On the rental property supply side, the federal government has announced grand plans to dramatically increase the residential stock over the coming years, but most people in the industry can’t see how this can be done in practice.

Instead, property developers and builders are slowing construction activity due to higher interest rates, materials costs, and wages.

Property/economic correction or recession?

What would bring rents and property values down substantially is a deep property/economic correction/recession. Australia had one in 1974-5, and again in 1990-3. 

For the US it was in the 1980s ('S&L' crisis), and in 2006-8 ('subprime' crisis). Ireland, Spain, Portugal, Iceland, and Dubai had crises in the aftermath of the GFC, and China has been in a deep property construction/finance crisis/contraction since 2021.

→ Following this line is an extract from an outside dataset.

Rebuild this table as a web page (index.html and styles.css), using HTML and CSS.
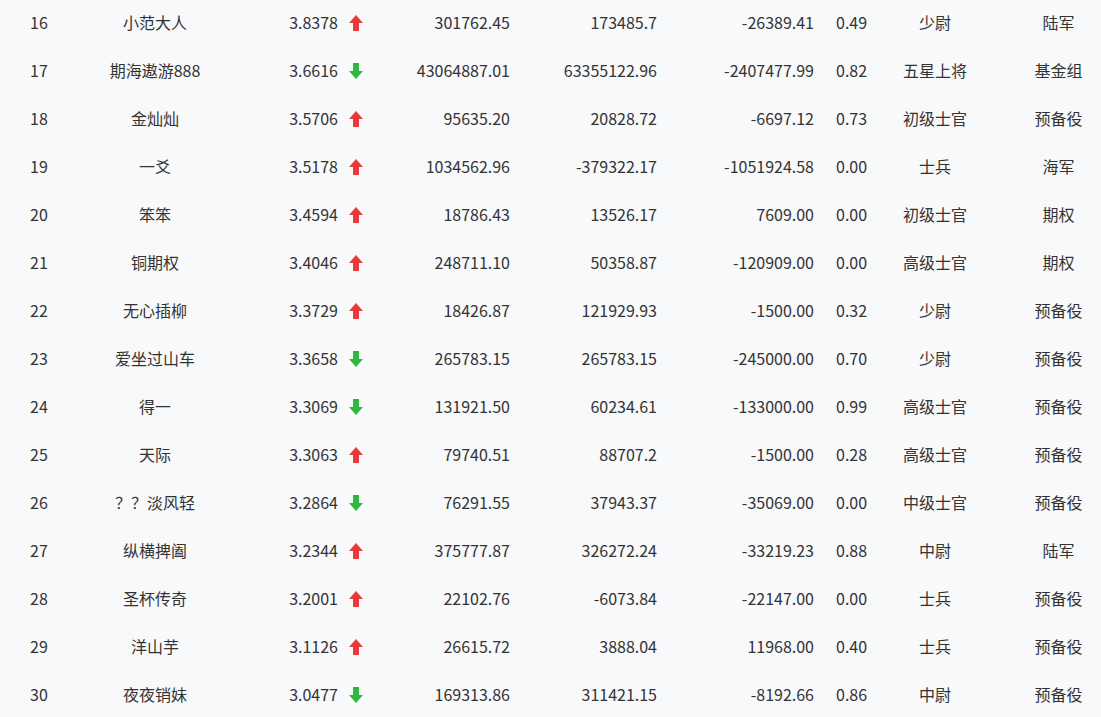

Each of those property/construction/finance crashes was caused by high interest rates (and/or other lending restrictions or collapses) bursting an over-supply boom, resulting in banking/finance crises.

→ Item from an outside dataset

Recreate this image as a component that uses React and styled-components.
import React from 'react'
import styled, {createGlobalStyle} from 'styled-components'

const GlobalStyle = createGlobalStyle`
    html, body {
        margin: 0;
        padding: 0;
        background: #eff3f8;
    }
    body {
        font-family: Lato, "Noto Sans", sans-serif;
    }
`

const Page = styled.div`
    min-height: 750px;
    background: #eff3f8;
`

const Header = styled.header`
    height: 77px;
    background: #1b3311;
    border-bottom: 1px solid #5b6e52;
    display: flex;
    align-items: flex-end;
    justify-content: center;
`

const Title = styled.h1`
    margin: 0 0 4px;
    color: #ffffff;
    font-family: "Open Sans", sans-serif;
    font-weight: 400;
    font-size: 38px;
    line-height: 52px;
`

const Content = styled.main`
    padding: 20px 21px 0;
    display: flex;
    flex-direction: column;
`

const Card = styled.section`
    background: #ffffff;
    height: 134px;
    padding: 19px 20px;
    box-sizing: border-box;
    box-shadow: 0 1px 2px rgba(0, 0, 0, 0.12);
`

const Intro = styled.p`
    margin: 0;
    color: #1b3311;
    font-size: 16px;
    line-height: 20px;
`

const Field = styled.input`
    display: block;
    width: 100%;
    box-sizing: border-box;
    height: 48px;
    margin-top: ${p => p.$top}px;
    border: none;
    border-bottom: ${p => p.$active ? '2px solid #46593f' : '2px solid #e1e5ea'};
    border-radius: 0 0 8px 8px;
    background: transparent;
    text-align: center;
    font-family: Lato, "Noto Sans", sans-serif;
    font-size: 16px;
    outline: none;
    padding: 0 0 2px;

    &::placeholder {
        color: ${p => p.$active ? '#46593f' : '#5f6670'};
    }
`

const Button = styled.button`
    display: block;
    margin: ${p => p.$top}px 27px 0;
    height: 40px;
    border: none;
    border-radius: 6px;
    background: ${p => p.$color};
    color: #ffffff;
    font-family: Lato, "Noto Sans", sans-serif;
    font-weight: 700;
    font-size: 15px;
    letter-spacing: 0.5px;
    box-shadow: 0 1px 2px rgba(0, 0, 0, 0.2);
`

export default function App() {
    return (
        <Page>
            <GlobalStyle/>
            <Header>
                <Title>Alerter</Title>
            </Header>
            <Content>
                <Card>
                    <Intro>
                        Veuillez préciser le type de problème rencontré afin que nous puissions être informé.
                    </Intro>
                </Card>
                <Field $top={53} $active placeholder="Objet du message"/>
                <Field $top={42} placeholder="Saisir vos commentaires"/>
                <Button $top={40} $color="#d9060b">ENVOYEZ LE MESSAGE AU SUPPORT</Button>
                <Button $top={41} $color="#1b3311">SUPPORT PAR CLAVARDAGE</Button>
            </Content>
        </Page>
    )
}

In Australia we do not have an over-supply boom at present (in fact we have chronic under-supply), and we are unlikely to see interest rates rise much above current levels.

We may, of course, suffer a ‘normal’ economic recession (when, not if), but the next economic slowdown will probably not cause a deep contraction in residential property prices and rents, nor a banking crisis, as was the case in the other cycles mentioned above.

Personally, I would not want to be a tenant in the current environment!

But the tide will turn one day – as it always does.

 

(A note on terminology - I use the common term ‘landlord’ to cover rental property owners of all genders. Apologies for any offence caused.)

 See also:

 

Disclosure:

My personal wealth has come from roughly a 50/50 split between shares and property. In the case of property, it has been a combination of owner-occupied and rental properties in Sydney, Melbourne, and S/E Queensland, over a period of 40 years since the mid-1980s. I have been a tenant during two periods: in the early 1980s before buying first house, and for a year in the mid-2010s awaiting divorce settlement.